Rules for the governing of the use of the Club’s facilities shall be promulgated by such Rules Committee as the President shall from time to time establish.  Such rules shall become effective upon such reasonable notice to the membership as may be practicable under the circumstances.  The power of the Rules Committee shall include (but not be limited to) the suspension of use privileges of any person for such period or periods as such committee shall determine.  The rules of the Rules Committee shall be at all times subject to such inclusions, deletions and modifications as the Board of Governors shall by motion adopt.

13.          GRIEVANCES

Any person deeming himself aggrieved by any act or omission of the Corporation, or any of the agents, servants or employees thereof, may petition the Board for redress.  Such petition shall be in writing, delivered to the Secretary, and shall contain such factual information as shall be reasonably necessary to determine the nature of the grievance and the relief sought.  Any such grievance may, at any time, be considered by the Board and shall be so considered upon the request of not less than three (3) Governors.  In the event the Board shall hear such grievance, it shall notify the petitioner of the time and place thereof, and such person shall be entitled to be present, to address the Board, and to present such facts and witnesses as he may deem necessary.

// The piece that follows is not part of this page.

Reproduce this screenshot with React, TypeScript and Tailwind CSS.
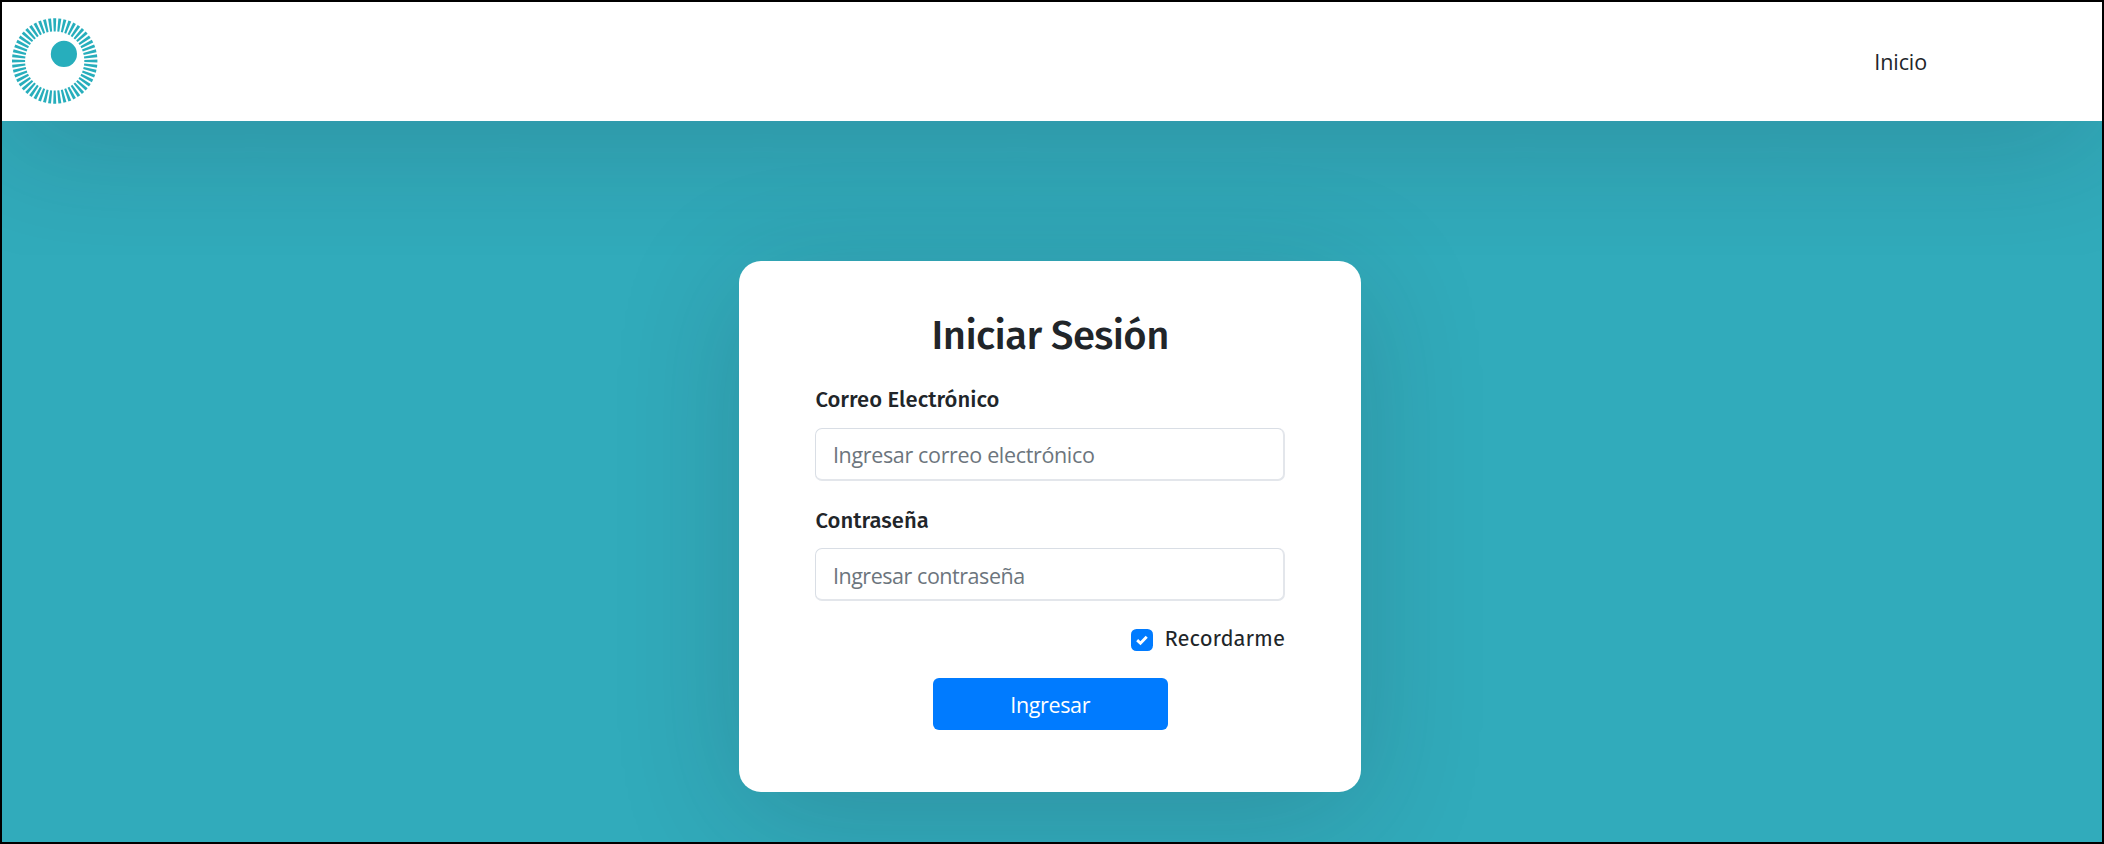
const RAYS = Array.from({ length: 52 }, (_, i) => (i * 360) / 52);

function Logo() {
  return (
    <svg viewBox="-42.7 -43 86 86" className="mb-px h-[86px] w-[86px]" aria-hidden="true">
      {RAYS.map((angle) => (
        <path key={angle} d="M-1 -29.6L-1.5 -42.7H1.5L1 -29.6Z" fill="#27aebc" transform={`rotate(${angle})`} />
      ))}
      <circle cx="9.2" cy="-7.1" r="13.1" fill="#27aebc" />
    </svg>
  );
}

const shadow = "shadow-[0_22px_126px_rgba(40,28,40,0.18)]";
const labelFont = "font-['Fira_Sans','Noto_Sans',sans-serif]";
const inputClass =
  "block h-[53px] w-full rounded-[7px] border border-r-2 border-b-2 border-t-[#d9dee5] border-r-[#e3e6eb] border-b-[#e3e6eb] border-l-[#d9dee5] bg-white pr-[16px] pl-[16.5px] text-[21.5px] text-[#212529] outline-none placeholder:text-[#6c757d] placeholder:opacity-100";

export default function App() {
  return (
    <div className="flex h-[844px] w-full flex-col overflow-hidden border-2 border-black bg-[#31abbb] font-['Open_Sans','Noto_Sans',sans-serif] text-[#212529]">
      <header className={`flex h-[119px] shrink-0 items-center justify-between bg-white pr-[175px] pl-[10px] ${shadow}`}>
        <Logo />
        <nav>
          <a href="#" className="block pt-px text-[21.5px] leading-[32px] tracking-[-0.1px]">Inicio</a>
        </nav>
      </header>

      <main className="flex justify-center pt-[140px] pr-[4px]">
        <form
          className={`flex h-[531px] w-[622px] flex-col rounded-[22px] bg-white pr-[76px] pl-[76.4px] pt-[51px] ${shadow}`}
          onSubmit={(e) => e.preventDefault()}
        >
          <h1 className={`text-center text-[40px] leading-[48px] font-medium tracking-[-0.6px] ${labelFont}`}>
            Iniciar Sesión
          </h1>

          <label htmlFor="email" className={`mt-[24px] text-[22px] leading-[32px] font-medium tracking-[0.03px] ${labelFont}`}>
            Correo Electrónico
          </label>
          <input id="email" type="email" placeholder="Ingresar correo electrónico" className={`${inputClass} mt-[12px] tracking-[-0.34px]`} />

          <label htmlFor="password" className={`mt-[24px] text-[22px] leading-[32px] font-medium tracking-[0.05px] ${labelFont}`}>
            Contraseña
          </label>
          <input id="password" type="password" placeholder="Ingresar contraseña" className={`${inputClass} mt-[11px] pt-[3px] tracking-[-0.46px]`} />

          <label className={`mt-[22px] flex items-center justify-end gap-[12px] text-[22px] leading-[32px] tracking-[0.03px] ${labelFont}`}>
            <span className="mt-px flex size-[22px] items-center justify-center rounded-[5.5px] bg-[#007bff]">
              <svg viewBox="0 0 20 20" className="size-[22px]" fill="none" stroke="#fff" strokeWidth="2.6">
                <path d="m5.6 10.1 3 2.8 5.7-5.9" />
              </svg>
            </span>
            Recordarme
          </label>

          <button type="submit" className="mt-[23px] h-[52px] w-[235px] self-center rounded-[6px] bg-[#007bff] pt-[2px] text-[21.5px] tracking-[-0.35px] text-white">
            Ingresar
          </button>
        </form>
      </main>
    </div>
  );
}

Upon the application of any member and for good cause shown, the Board may, as to that member, assess such smaller portion of the annual membership fee established by it as shall, in its sole discretion, equal said member’s proportionate share of debt service and related expenses, plus, the annual operating expenses of the Club facilities, prorated on the basis of use.


These bylaws may be amended only by two-thirds (2/3) vote of the entire Board of Governors, at a meeting called for the purpose, or at a meeting one of the purposes of which is to pass upon such amendments.  The Governors shall be given such prior notice of the intention to amend as shall be reasonable under the circumstances.